Remember, there’s always the local machine shop. Shade tree mechanics break off extractors all the time. Machine shops have special drill bits that can remove a broken off extractor. The way they work as I understand, I’ve never seen one, but I think they are like a miniature hole saw, they drill in a circle around the extractor in the soft surrounding metal, then the extractor is removed with the surrounding plug. The ideas above sound like fun to try if you’ve got plenty of time to experiment, but if you are in a hurry to get this over and done, maybe a visit to your local auto machine shop is the better path.
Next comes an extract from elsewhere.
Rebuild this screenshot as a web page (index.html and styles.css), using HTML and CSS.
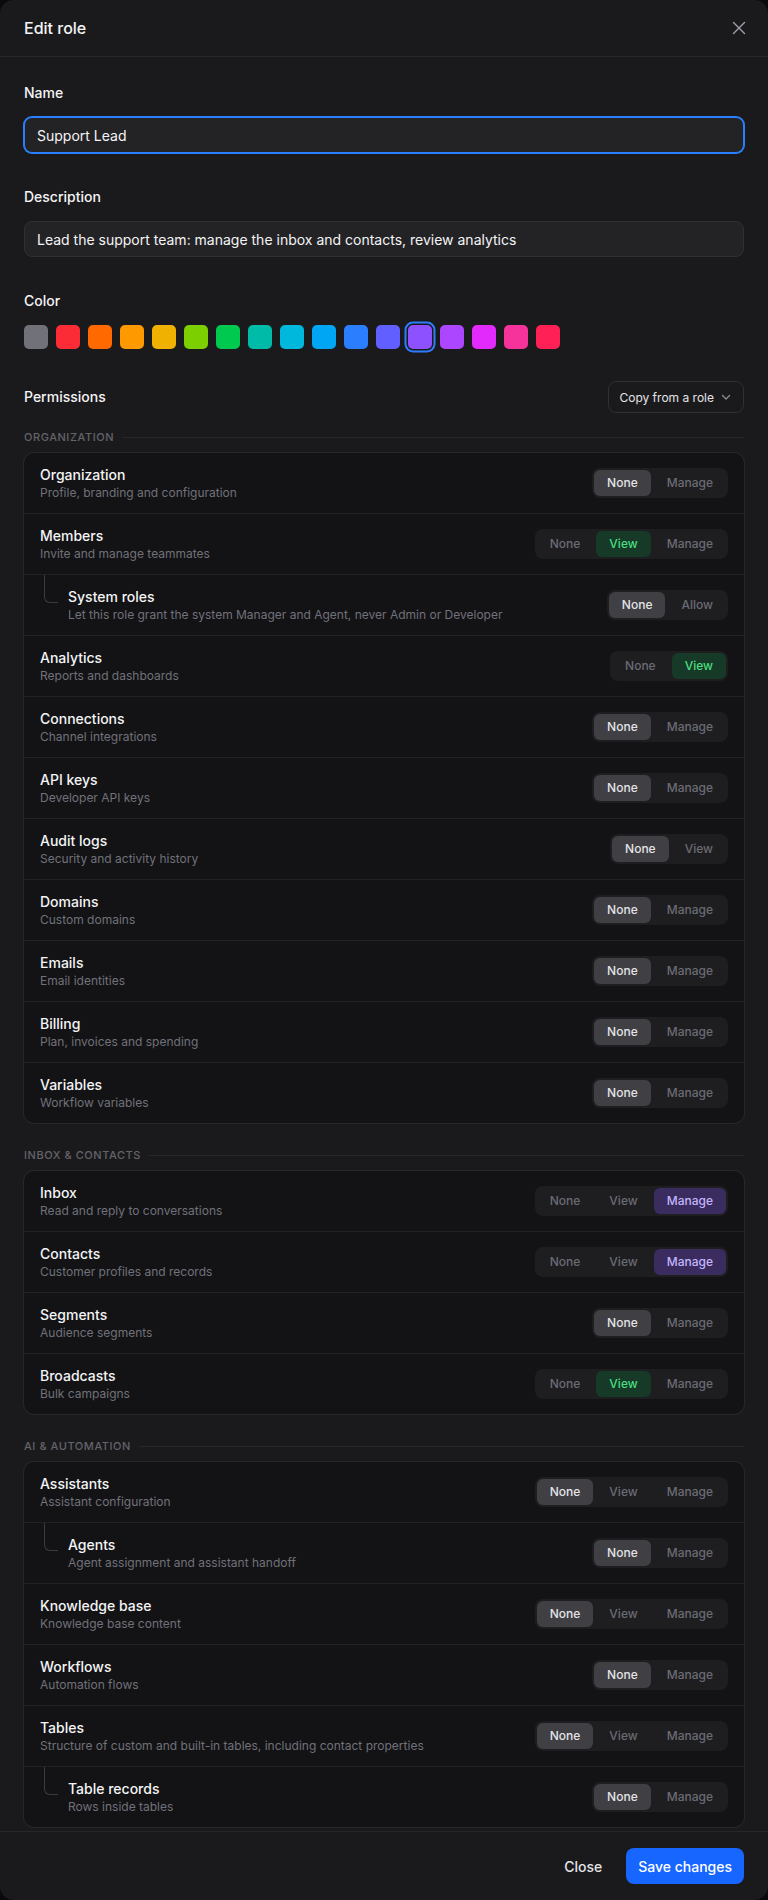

If the extractor is broken off inside the bolt, you can’t drill into the extractor. It’s hardened steel.
The only way to get the extractor/broken bolt out is to weld a nut on the inside to extractor/broken bolt.
Know anybody with a MIG welder?
As I read it, Harland (I hope that’s not my cousin with the problem), is changing his transmission fluid, so the truck is up on ramps and he’s working overhead on it. He can’t really take it to the machine shop at this point or immerse it in a solution.
Without knowing how far along this problem has gotten, I might suggest the following.
Maybe a short length of 1/2" angle or even a thicker flat (steel or aluminum) just long enough to reach from one good bolt to another as a support for the pan might allow the broken bolt to remain there without causing any leaks.
Much like the old small block Chevys way back when that used the valve cover stiffener strips to prevent leaks between the mounting bolts.
That is what Rod Nox suggested in the first reply.
@Tester, good post, just curious. I have absolutely no welding experience. A welding neophyte am I. I can see how your idea would-- in theory – make it possible to remove the stuck bolt/extractor, but how would you weld a nut to the extractor/bolt without also welding it to the surrounding metal? Is there a welding trick/technique for accomplishing such a thing?